AIM >>
Reproduce the listing word for word, leaving every picture behind.
────────────────────────────────────────
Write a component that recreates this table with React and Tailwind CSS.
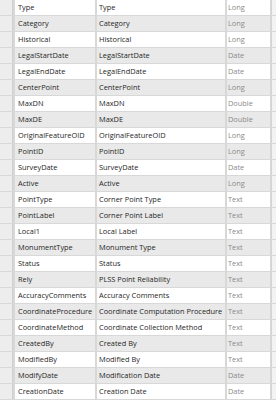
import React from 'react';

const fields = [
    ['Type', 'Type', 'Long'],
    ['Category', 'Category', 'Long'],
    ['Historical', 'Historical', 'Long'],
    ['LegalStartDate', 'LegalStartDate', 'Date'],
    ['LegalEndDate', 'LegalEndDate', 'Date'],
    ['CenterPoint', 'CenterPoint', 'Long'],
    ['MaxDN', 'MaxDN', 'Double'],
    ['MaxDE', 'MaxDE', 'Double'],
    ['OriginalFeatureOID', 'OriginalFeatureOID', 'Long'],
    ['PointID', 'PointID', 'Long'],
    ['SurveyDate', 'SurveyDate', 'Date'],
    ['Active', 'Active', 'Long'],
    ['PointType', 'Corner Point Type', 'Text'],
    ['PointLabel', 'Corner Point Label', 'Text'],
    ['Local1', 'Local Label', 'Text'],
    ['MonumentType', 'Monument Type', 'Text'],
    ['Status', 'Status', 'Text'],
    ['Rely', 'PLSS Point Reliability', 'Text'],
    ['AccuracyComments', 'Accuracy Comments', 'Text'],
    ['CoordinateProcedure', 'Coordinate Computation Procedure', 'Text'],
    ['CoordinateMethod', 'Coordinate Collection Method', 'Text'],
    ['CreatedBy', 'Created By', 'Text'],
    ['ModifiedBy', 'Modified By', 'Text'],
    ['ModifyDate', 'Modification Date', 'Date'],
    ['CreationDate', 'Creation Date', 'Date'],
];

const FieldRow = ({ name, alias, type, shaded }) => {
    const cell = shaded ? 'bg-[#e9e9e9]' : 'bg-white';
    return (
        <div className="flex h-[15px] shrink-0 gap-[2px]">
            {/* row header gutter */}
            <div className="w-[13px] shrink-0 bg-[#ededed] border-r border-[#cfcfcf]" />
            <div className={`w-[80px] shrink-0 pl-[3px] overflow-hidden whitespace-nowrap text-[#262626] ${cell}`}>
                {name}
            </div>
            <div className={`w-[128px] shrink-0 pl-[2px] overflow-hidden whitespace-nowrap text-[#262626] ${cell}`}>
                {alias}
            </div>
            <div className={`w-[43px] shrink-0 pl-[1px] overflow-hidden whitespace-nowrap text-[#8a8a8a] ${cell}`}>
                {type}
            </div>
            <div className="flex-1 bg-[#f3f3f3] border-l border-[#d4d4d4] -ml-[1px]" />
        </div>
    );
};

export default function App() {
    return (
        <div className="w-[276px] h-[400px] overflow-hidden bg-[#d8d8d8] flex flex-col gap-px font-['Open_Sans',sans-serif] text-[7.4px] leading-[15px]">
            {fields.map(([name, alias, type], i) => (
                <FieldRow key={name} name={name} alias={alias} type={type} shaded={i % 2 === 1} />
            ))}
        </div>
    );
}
────────────────────────────────────────
RESPONSE BELOW >>
Write a component that recreates this table with React and Tailwind CSS.
import React from 'react';

const fields = [
    ['Type', 'Type', 'Long'],
    ['Category', 'Category', 'Long'],
    ['Historical', 'Historical', 'Long'],
    ['LegalStartDate', 'LegalStartDate', 'Date'],
    ['LegalEndDate', 'LegalEndDate', 'Date'],
    ['CenterPoint', 'CenterPoint', 'Long'],
    ['MaxDN', 'MaxDN', 'Double'],
    ['MaxDE', 'MaxDE', 'Double'],
    ['OriginalFeatureOID', 'OriginalFeatureOID', 'Long'],
    ['PointID', 'PointID', 'Long'],
    ['SurveyDate', 'SurveyDate', 'Date'],
    ['Active', 'Active', 'Long'],
    ['PointType', 'Corner Point Type', 'Text'],
    ['PointLabel', 'Corner Point Label', 'Text'],
    ['Local1', 'Local Label', 'Text'],
    ['MonumentType', 'Monument Type', 'Text'],
    ['Status', 'Status', 'Text'],
    ['Rely', 'PLSS Point Reliability', 'Text'],
    ['AccuracyComments', 'Accuracy Comments', 'Text'],
    ['CoordinateProcedure', 'Coordinate Computation Procedure', 'Text'],
    ['CoordinateMethod', 'Coordinate Collection Method', 'Text'],
    ['CreatedBy', 'Created By', 'Text'],
    ['ModifiedBy', 'Modified By', 'Text'],
    ['ModifyDate', 'Modification Date', 'Date'],
    ['CreationDate', 'Creation Date', 'Date'],
];

const FieldRow = ({ name, alias, type, shaded }) => {
    const cell = shaded ? 'bg-[#e9e9e9]' : 'bg-white';
    return (
        <div className="flex h-[15px] shrink-0 gap-[2px]">
            {/* row header gutter */}
            <div className="w-[13px] shrink-0 bg-[#ededed] border-r border-[#cfcfcf]" />
            <div className={`w-[80px] shrink-0 pl-[3px] overflow-hidden whitespace-nowrap text-[#262626] ${cell}`}>
                {name}
            </div>
            <div className={`w-[128px] shrink-0 pl-[2px] overflow-hidden whitespace-nowrap text-[#262626] ${cell}`}>
                {alias}
            </div>
            <div className={`w-[43px] shrink-0 pl-[1px] overflow-hidden whitespace-nowrap text-[#8a8a8a] ${cell}`}>
                {type}
            </div>
            <div className="flex-1 bg-[#f3f3f3] border-l border-[#d4d4d4] -ml-[1px]" />
        </div>
    );
};

export default function App() {
    return (
        <div className="w-[276px] h-[400px] overflow-hidden bg-[#d8d8d8] flex flex-col gap-px font-['Open_Sans',sans-serif] text-[7.4px] leading-[15px]">
            {fields.map(([name, alias, type], i) => (
                <FieldRow key={name} name={name} alias={alias} type={type} shaded={i % 2 === 1} />
            ))}
        </div>
    );
}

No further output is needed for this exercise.